Twenty years ago, Schott's "Only fruits wear earrings" line brought a headline or two and some eye rolling. "I think if someone were to say something like that today, they would be castigated," Kluwe says. "We're a little bit more tolerant today as a society. And I'd imagine I'd probably write a letter."

In 2014, gay rights are more protected. The NBA just welcomed its first openly gay player, Jason Collins. And Michael Sam hopes to be drafted as the NFL's first openly gay player, although some league officials have said the potential distraction and locker-room discomfort could affect his draft status. Lapchick calls that "coded language" for a degree of homophobia.

The language Schott used against so many groups, Lapchick says, would bring "very swift" opposition today by anyone except maybe a close friend. In the early 1990s, Bennett could help Schott get a relatively mild suspension.

"We live in an era that's much more politically correct," Bennett says. "And people are much less forgiving. So my guess is, an educated guess is, that I could not have gotten the same result if all that was going on today."

Schott's second suspension, in June 1996, pushed her out through the 1998 season. She never returned. Facing another suspension, she sold all but a single share.

"Now I think that Marge Schott today would be shut down," Vincent says. "I think the press would make mincemeat of her. I think baseball would intervene the way they did."

And Cincinnati would react differently, Michael Rapp says. He was on the group of community leaders dealing with Schott's first slur-athon. The head of the Cincinnati Jewish Community Relations Council at the time, he hoped the group could use her situation to raise awareness, not try to change someone who wouldn't or to attack her.

"Although I think she still would have her supporters and they would respond the same way," Rapp says of today in Cincinnati, "those who may have sat in the sidelines would have ended up more involved, saying, 'You can't talk this way.'"

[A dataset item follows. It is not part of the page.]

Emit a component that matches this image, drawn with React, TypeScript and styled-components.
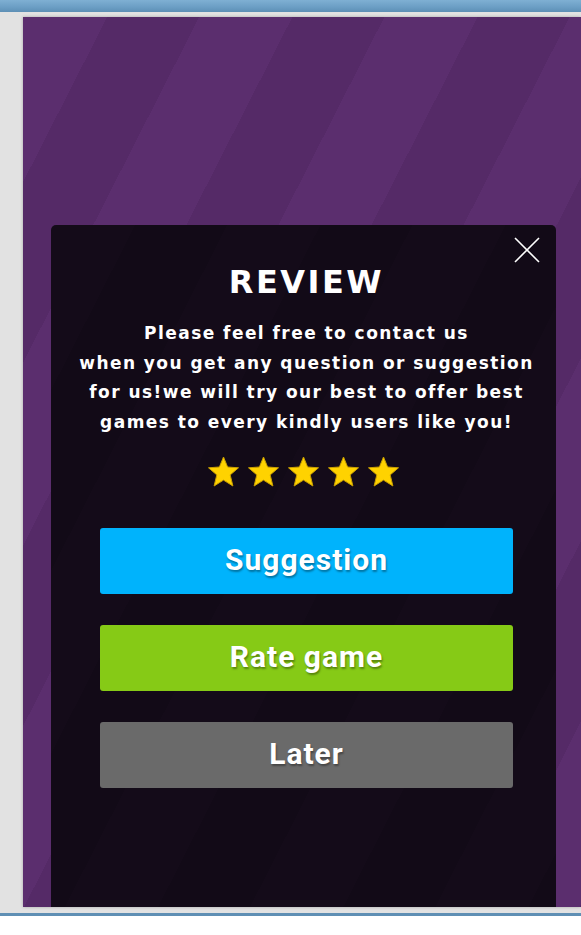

Her name remains visible there. The Schott-Unnewehr (her maiden name) Vanishing Giants exhibit at the Cincinnati Zoo, for instance. The Marge Schott Scout Achievement Center. Even Marge Schott Stadium for University of Cincinnati baseball. Schott's longtime attorney, Robert Martin, admittedly is a little uncomfortable with that last one, considering what happened to her in the sport.

It came from the Marge and Charles J. Schott Foundation, and Martin serves on the board. The stadium was completed in 2004, shortly after Marge died, and two years later the foundation donated $2 million that put Marge Schott's name on the building.

First-year UC coach Ty Neal grew up an hour north of Cincinnati, watched the Reds as a kid, thought he knew the ballpark's namesake. When told of the controversy, he realized that, now 37, he missed a lot of the story.

"Maybe that's something that might be my job to educate these guys on who Marge Schott really is," he says.

If there is another Marge Schott-type incident, perhaps sports can learn from hers. In an email to ESPN.com, commissioner Bud Selig stressed the importance of "inclusion and respect" in "the sport of Jackie Robinson," that baseball's actions must reflect its status as a "social institution."

"As Commissioner, it is my duty to look out for best interests of baseball and to preserve its integrity," Selig wrote. "We have faced various challenges over the years, though none quite like the one regarding Mrs. Schott's role with the Reds."